Interface markup and scripts
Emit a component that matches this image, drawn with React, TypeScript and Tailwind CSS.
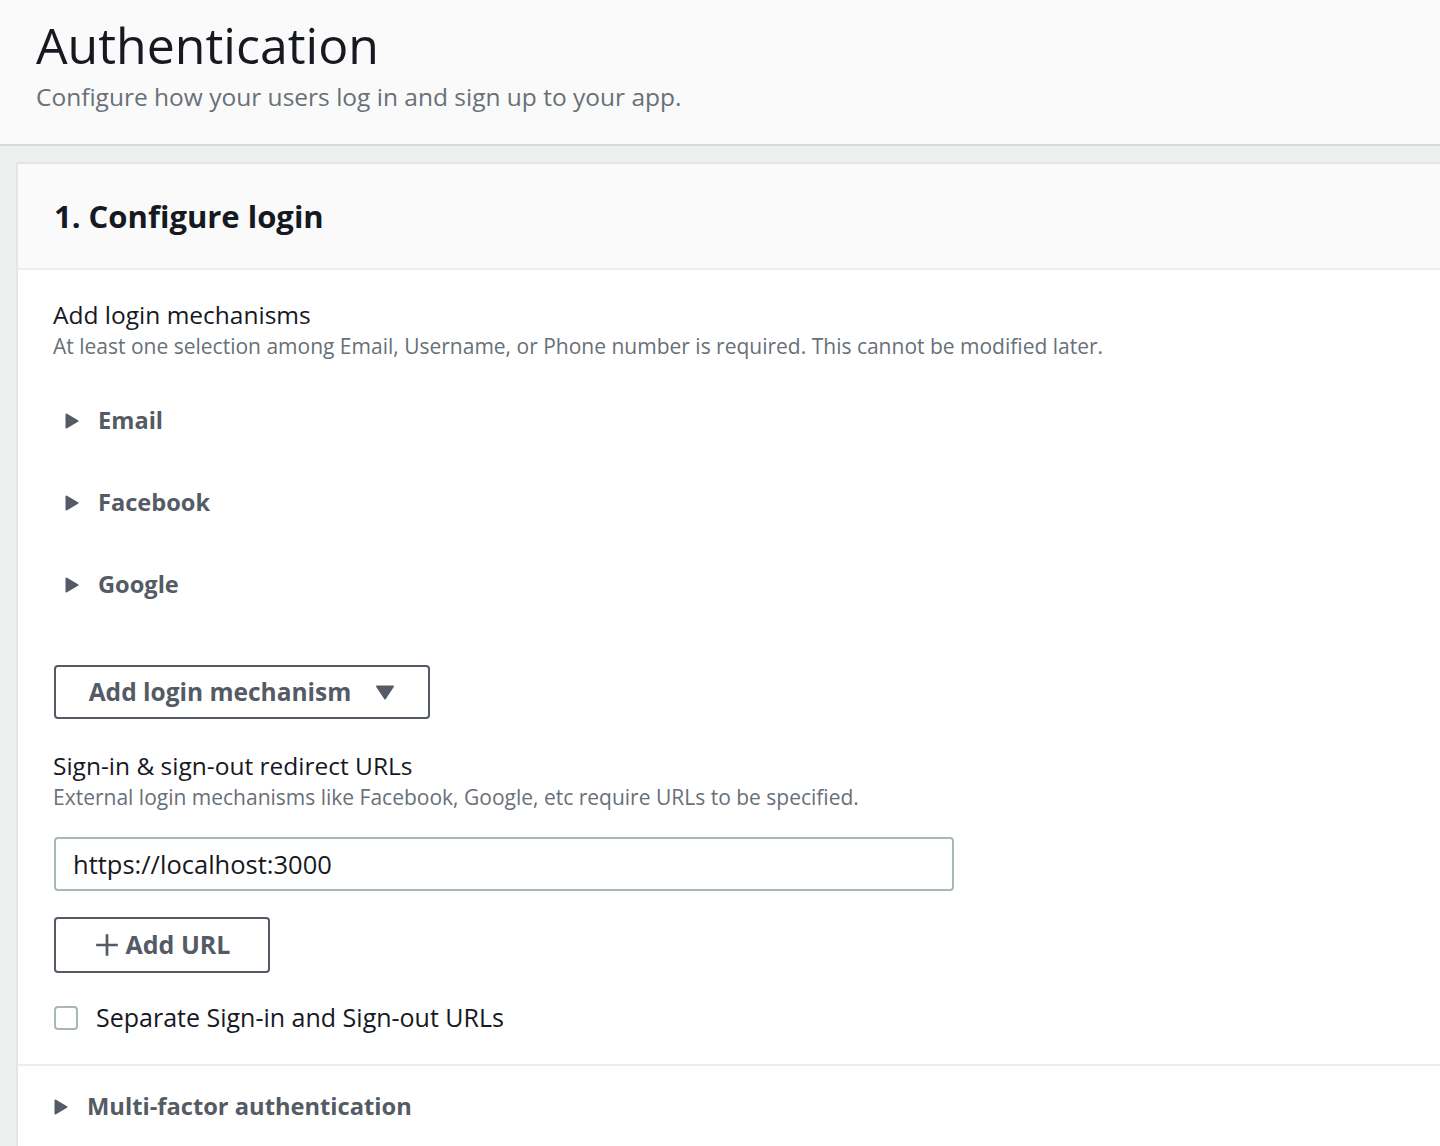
import React from "react";

const font = { fontFamily: "'Open Sans', 'Noto Sans', sans-serif" };

function Caret({ className = "" }: { className?: string }) {
  return (
    <svg viewBox="0 0 14 16" className={className} fill="#545b64">
      <path d="M1.5 1.5 L12.5 8 L1.5 14.5 Z" stroke="#545b64" strokeWidth="2" strokeLinejoin="round" />
    </svg>
  );
}

function Expandable({ label }: { label: string }) {
  return (
    <div className="flex items-center h-[82px]">
      <Caret className="w-[14px] h-[16px] ml-[12px]" />
      <span className="ml-[19px] text-[23.6px] font-bold text-[#545b64]">{label}</span>
    </div>
  );
}

export default function App() {
  return (
    <div className="min-h-[1146px] bg-[#eef0ef] text-[#16191f]" style={font}>
      <div className="bg-[#fafafa] border-b-2 border-[#d5dbdb] h-[146px] pl-[36px] pt-[13px]">
        <h1 className="text-[50px] leading-[64px] text-[#16191f] font-normal">Authentication</h1>
        <p className="text-[24.5px] leading-[30px] text-[#687078] mt-[5px]">
          Configure how your users log in and sign up to your app.
        </p>
      </div>
      <div className="pt-[16px] pl-[16px]">
        <div className="bg-white border-l-2 border-t-2 border-[#e3e6e6] min-h-[982px]">
          <div className="bg-[#fafafa] border-b-2 border-[#eaeded] h-[106px] flex items-center pl-[36px]">
            <h2 className="text-[31px] font-bold text-[#16191f]">1. Configure login</h2>
          </div>
          <div className="pl-[35px] pt-[28px]">
            <div className="text-[24.5px] leading-[34px] text-[#16191f]">Add login mechanisms</div>
            <div className="text-[21px] leading-[28px] text-[#687078]">
              At least one selection among Email, Username, or Phone number is required. This cannot be modified later.
            </div>
            <div className="mt-[20px]">
              <Expandable label="Email" />
              <Expandable label="Facebook" />
              <Expandable label="Google" />
            </div>
            <button className="mt-[39px] ml-[1px] w-[376px] h-[54px] border-2 border-[#545b64] rounded-[4px] flex items-center justify-center gap-[24px] text-[24.5px] font-bold text-[#545b64] bg-white">
              <span>Add login mechanism</span>
              <svg viewBox="0 0 20 16" className="w-[20px] h-[15px]" fill="#545b64">
                <path d="M1.5 1.5 L18.5 1.5 L10 14.5 Z" stroke="#545b64" strokeWidth="2" strokeLinejoin="round" />
              </svg>
            </button>
            <div className="mt-[30px] text-[24.5px] leading-[34px] text-[#16191f]">Sign-in &amp; sign-out redirect URLs</div>
            <div className="text-[21px] leading-[28px] text-[#687078]">
              External login mechanisms like Facebook, Google, etc require URLs to be specified.
            </div>
            <div className="mt-[26px] ml-[1px] w-[900px] h-[54px] border-2 border-[#aab7b8] rounded-[4px] flex items-center pl-[17px] text-[25.5px] text-[#16191f]">
              https://localhost:3000
            </div>
            <button className="mt-[26px] ml-[1px] w-[216px] h-[56px] border-2 border-[#545b64] rounded-[4px] flex items-center justify-center gap-[6px] text-[25px] font-bold text-[#545b64] bg-white">
              <svg viewBox="0 0 24 24" className="w-[26px] h-[26px]" stroke="#545b64" strokeWidth="2.5" fill="none">
                <path d="M12 2 V22 M2 12 H22" />
              </svg>
              <span>Add URL</span>
            </button>
            <label className="mt-[32px] flex items-center h-[26px]">
              <span className="ml-[1px] w-[24px] h-[24px] border-2 border-[#aab7b8] rounded-[4px] bg-white" />
              <span className="ml-[18px] text-[25px] text-[#16191f]">Separate Sign-in and Sign-out URLs</span>
            </label>
          </div>
          <div className="mt-[33px] border-t-2 border-[#eaeded] h-[84px] flex items-center pl-[36px]">
            <Caret className="w-[14px] h-[16px]" />
            <span className="ml-[19px] text-[23.7px] font-bold text-[#545b64]">Multi-factor authentication</span>
          </div>
        </div>
      </div>
    </div>
  );
}
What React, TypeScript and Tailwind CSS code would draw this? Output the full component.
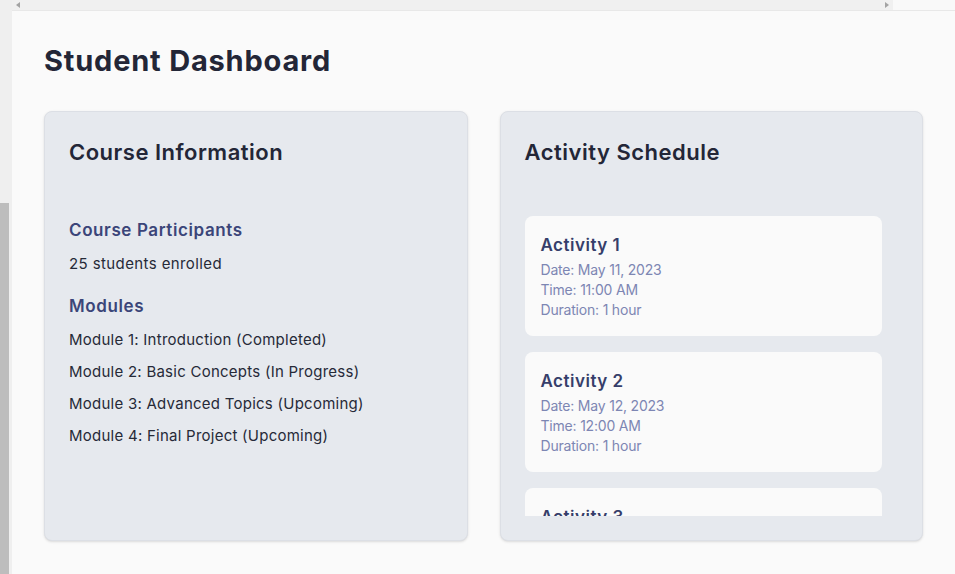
import React from 'react';

interface Activity {
    id: number;
    name: string;
    date: string;
    time: string;
    duration: string;
}

const modules = [
    'Module 1: Introduction (Completed)',
    'Module 2: Basic Concepts (In Progress)',
    'Module 3: Advanced Topics (Upcoming)',
    'Module 4: Final Project (Upcoming)',
];

const activities: Activity[] = [
    { id: 1, name: 'Activity 1', date: 'May 11, 2023', time: '11:00 AM', duration: '1 hour' },
    { id: 2, name: 'Activity 2', date: 'May 12, 2023', time: '12:00 AM', duration: '1 hour' },
    { id: 3, name: 'Activity 3', date: 'May 13, 2023', time: '01:00 PM', duration: '1 hour' },
];

// Course info card
const CourseInfo: React.FC = () => (
    <div className="flex-1 bg-[#e6e9ee] border border-[#dcdfe5] rounded-lg shadow-sm p-6">
        <h2 className="text-[22px] leading-8 font-semibold text-[#232637] tracking-[0.5px] mb-12">Course Information</h2>
        <h3 className="text-[17px] leading-7 font-semibold text-[#3b4579] tracking-[0.6px]">Course Participants</h3>
        <p className="text-[15px] leading-6 text-[#262a38] tracking-[0.4px] mt-2">25 students enrolled</p>
        <h3 className="text-[17px] leading-7 font-semibold text-[#3b4579] tracking-[0.6px] mt-4">Modules</h3>
        <ul className="mt-1">
            {modules.map(m => (
                <li key={m} className="text-[15px] leading-8 text-[#262a38] tracking-[0.25px]">{m}</li>
            ))}
        </ul>
    </div>
);

// Activity schedule card
const ActivitySchedule: React.FC = () => (
    <div className="flex-1 bg-[#e6e9ee] border border-[#dcdfe5] rounded-lg shadow-sm p-6">
        <h2 className="text-[22px] leading-8 font-semibold text-[#232637] tracking-[0.5px] mb-12">Activity Schedule</h2>
        <div className="h-[300px] overflow-hidden pr-4 space-y-4">
            {activities.map(a => (
                <div key={a.id} className="bg-[#fafafa] rounded-lg px-4 pt-[14px] pb-4">
                    <h4 className="text-[17px] leading-[30px] font-semibold text-[#363e6a] tracking-[0.5px]">{a.name}</h4>
                    <p className="text-[14px] leading-5 text-[#7d86b3] tracking-[-0.2px]">Date: {a.date}</p>
                    <p className="text-[14px] leading-5 text-[#7d86b3] tracking-[-0.2px]">Time: {a.time}</p>
                    <p className="text-[14px] leading-5 text-[#7d86b3] tracking-[-0.2px]">Duration: {a.duration}</p>
                </div>
            ))}
        </div>
    </div>
);

export default function App() {
    return (
        <div className="w-[955px] h-[574px] flex bg-[#fafafa] overflow-hidden" style={{ fontFamily: 'Inter, "Noto Sans", sans-serif' }}>
            {/* left scrollbar */}
            <div className="w-[12px] h-full bg-[#efefef] flex flex-col">
                <div className="h-[203px]" />
                <div className="w-[9px] flex-1 bg-[#bdbdbd]" />
            </div>

            <div className="flex-1 flex flex-col">
                {/* top scrollbar */}
                <div className="h-[11px] flex border-b border-[#e8e8e8]">
                    <div className="w-[881px] bg-[#f0f0f0] flex items-center justify-between px-[4px]">
                        <span className="w-0 h-0 border-y-[3px] border-y-transparent border-r-[4px] border-r-[#a3a3a3]" />
                        <span className="w-0 h-0 border-y-[3px] border-y-transparent border-l-[4px] border-l-[#a3a3a3]" />
                    </div>
                    <div className="flex-1 bg-[#f9f9f9]" />
                </div>

                <div className="px-8 pt-[32px]">
                    <h1 className="text-[29px] leading-9 font-bold text-[#232637] tracking-[0.8px] mb-8">Student Dashboard</h1>
                    <div className="flex gap-8 h-[430px]">
                        <CourseInfo />
                        <ActivitySchedule />
                    </div>
                </div>
            </div>
        </div>
    );
}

▶ _Written problem_
What is the number of lines above that contain "full"? Answer with that number only.

▶ _Completed exercise_
2